A thing that I briefly touched somewhere upstairs ^^^ - for each traffic
type you have defined - you need to define a traffic label - my deduction
capabilities make me believe you are using KVM, so you need to set your KVM
traffic label for all your network traffic (traffic label, in you case =
exact name of the bridge as visible in Linux) - I recall there are some new
UI issues when it comes to tags, so go to your :8080/client/legacy
- and check your traffic label there - and set it there, UI in 4.15.0.0
doesn't allow you to update/set it after the zone is created - but old UI
will allow you to do it.

Not sure why I spent 30 minutes of my life, but there you go - hope you got
everything from my email - let me know if anything is unclear!

Cheers,

On Wed, 16 Jun 2021 at 19:15, Joshua Schaeffer 
wrote:

> So Suresh's advise has pushed me in the right direction. The VM was up but
> the agent state was down. I was able to connect to the VM in order to
> continue investigating and the VM is having network issues connecting to
> both my load balancer 

Re: Unable to add template to new deployment

2021-06-16 Thread Joshua Schaeffer
So Suresh's advise has pushed me in the right direction. The VM was up but the 
agent state was down. I was able to connect to the VM in order to continue 
investigating and the VM is having network issues connecting to both my load 
balancer and my secondary storage server. I don't think I'm understanding how 
the public network portion is supposed to work in my zone and could use some 
clarification. First let me explain my network setup. On my compute nodes, 
ideally, I want to use 3 NIC's:

1. A management NIC for management traffic. I was using cloudbr0 for this. 
cloudbr0 is a bridge I created that is connected to an access port on my 
switch. No vlan tagging is required to use this network (it uses VLAN 20)
2. A cloud NIC for both public and guest traffic. I was using cloudbr1 for 
this. cloudbr1 is a bridge I created that is connected to a trunk port on my 
switch. Public traffic uses VLAN 48 and guest traffic should use VLANs 400 - 
656. As the port is trunked I have to use vlan tagging for any traffic over 
this NIC.
3. A storage NIC for storage traffic. I use a bond called "bond-storage" for 
this. bond-storage is connected to an access port on my switch. No vlan tagging 
is required to use this network (it uses VLAN 96)
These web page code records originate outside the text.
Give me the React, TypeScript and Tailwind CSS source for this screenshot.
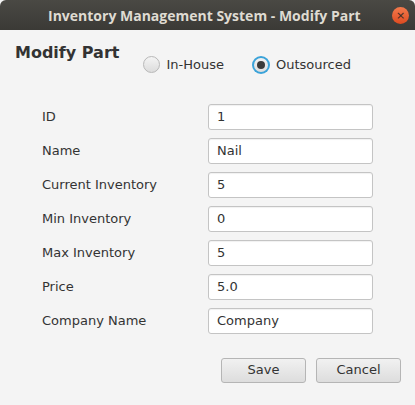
import React from 'react';

const fields: { label: string; value: string }[] = [
    { label: 'ID', value: '1' },
    { label: 'Name', value: 'Nail' },
    { label: 'Current Inventory', value: '5' },
    { label: 'Min Inventory', value: '0' },
    { label: 'Max Inventory', value: '5' },
    { label: 'Price', value: '5.0' },
    { label: 'Company Name', value: 'Company' },
];

const Radio: React.FC<{ label: string; checked?: boolean }> = ({ label, checked }) => (
    <div className="flex items-center gap-[6px]">
        {checked ? (
            <span className="w-[18px] h-[18px] rounded-full bg-[#3ba3d9] flex items-center justify-center">
                <span className="w-[14px] h-[14px] rounded-full bg-gradient-to-b from-[#f2f2f2] to-[#dedede] flex items-center justify-center">
                    <span className="w-[8px] h-[8px] rounded-full bg-[#3a3a3a]" />
                </span>
            </span>
        ) : (
            <span className="w-[17px] h-[17px] rounded-full border border-[#b8b8b8] bg-gradient-to-b from-[#f4f4f4] to-[#dcdcdc]" />
        )}
        <span className="text-[13px] text-[#333]">{label}</span>
    </div>
);

export default function App() {
    return (
        <div className="w-[415px] h-[405px] flex flex-col bg-[#f4f4f4] font-['DejaVu_Sans',sans-serif] overflow-hidden">
            {/* Title bar */}
            <div className="h-[30px] shrink-0 flex items-center bg-gradient-to-b from-[#4a4944] to-[#3b3a36] rounded-t-[6px]">
                <div className="flex-1 pl-[48px] whitespace-nowrap font-['Open_Sans',sans-serif] text-[14px] font-bold text-[#dfdbd2]">
                    Inventory Management System - Modify Part
                </div>
                <div className="w-[17px] h-[17px] mr-[6px] shrink-0 rounded-full bg-gradient-to-b from-[#f37a4c] to-[#dd4a1f] flex items-center justify-center text-[#3b2a24] text-[11px] leading-none">
                    ×
                </div>
            </div>

            {/* Header */}
            <div className="flex items-start pl-[15px] pt-[13px]">
                <div className="text-[16px] font-bold text-[#333] leading-[20px]">Modify Part</div>
                <div className="flex items-center gap-[28px] ml-[24px] mt-[12px]">
                    <Radio label="In-House" />
                    <Radio label="Outsourced" checked />
                </div>
            </div>

            {/* Form */}
            <div className="flex flex-col gap-[8px] mt-[29px] pl-[42px]">
                {fields.map((f) => (
                    <div key={f.label} className="flex items-center h-[26px]">
                        <div className="w-[166px] text-[13px] text-[#333]">{f.label}</div>
                        <div className="w-[165px] h-[26px] rounded-[3px] border border-[#c4c4c4] bg-white shadow-[inset_0_1px_1px_rgba(0,0,0,0.06)] flex items-center pl-[8px] text-[13px] text-[#333]">
                            {f.value}
                        </div>
                    </div>
                ))}
            </div>

            {/* Buttons */}
            <div className="flex justify-end gap-[10px] mt-[24px] pr-[14px]">
                {['Save', 'Cancel'].map((b) => (
                    <div
                        key={b}
                        className="w-[85px] h-[25px] rounded-[3px] border border-[#b5b5b5] bg-gradient-to-b from-[#f1f1f1] to-[#dddddd] flex items-center justify-center text-[13px] text-[#333]"
                    >
                        {b}
                    </div>
                ))}
            </div>
        </div>
    );
}
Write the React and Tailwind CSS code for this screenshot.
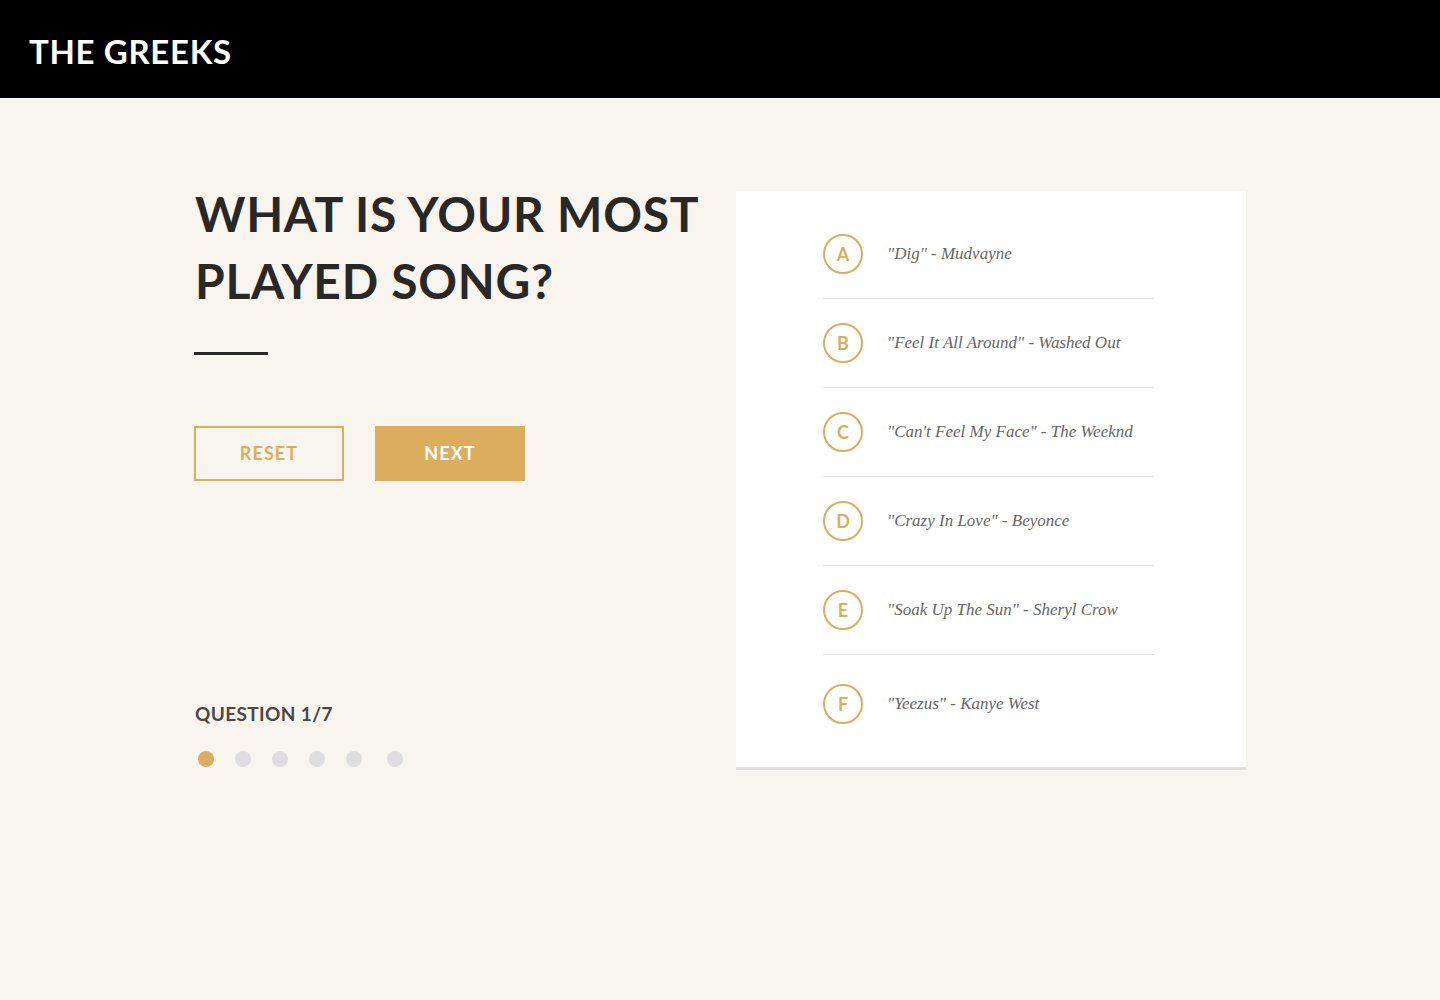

For now I've removed the storage NIC from the configuration to simplify my 
troubleshooting, so I should only be working with cloudbr0 and cloudbr1. To me 
the public network is a *non-RFC 1918* address that should be assigned to 
tenant VM's for external internet access. Why do system VM's need/get a public 
IP address? Can't they access all the internal CloudStack servers using the 
pod's management network?

So the first problem I'm seeing is whenever I tell CloudStack to tag VLAN 48 
for public traffic it uses the underlying bond under cloudbr1 and not the 
bridge. I don't know where it is even getting this name as I never provided it 
to CloudStack

Here is how I have it configured: 
https://drive.google.com/file/d/10PxLdp6e46_GW7oPFJwB3sQQxnvwUhvH/view?usp=sharing

Here is the message in the management logs:

2021-06-16 16:00:40,454 INFO  [c.c.v.VirtualMachineManagerImpl] 
(Work-Job-Executor-13:ctx-0f39d8e2 job-4/job-68 ctx-a4f832c5) (logid:eb82035c) 
Unable to start VM on Host[-2-Routing] due to Failed to create vnet 48: Error: 
argument "bond-services.48" is wrong: "name" not a valid ifnameCannot find 
device "bond-services.48"Failed to create vlan 48 on pif: bond-services.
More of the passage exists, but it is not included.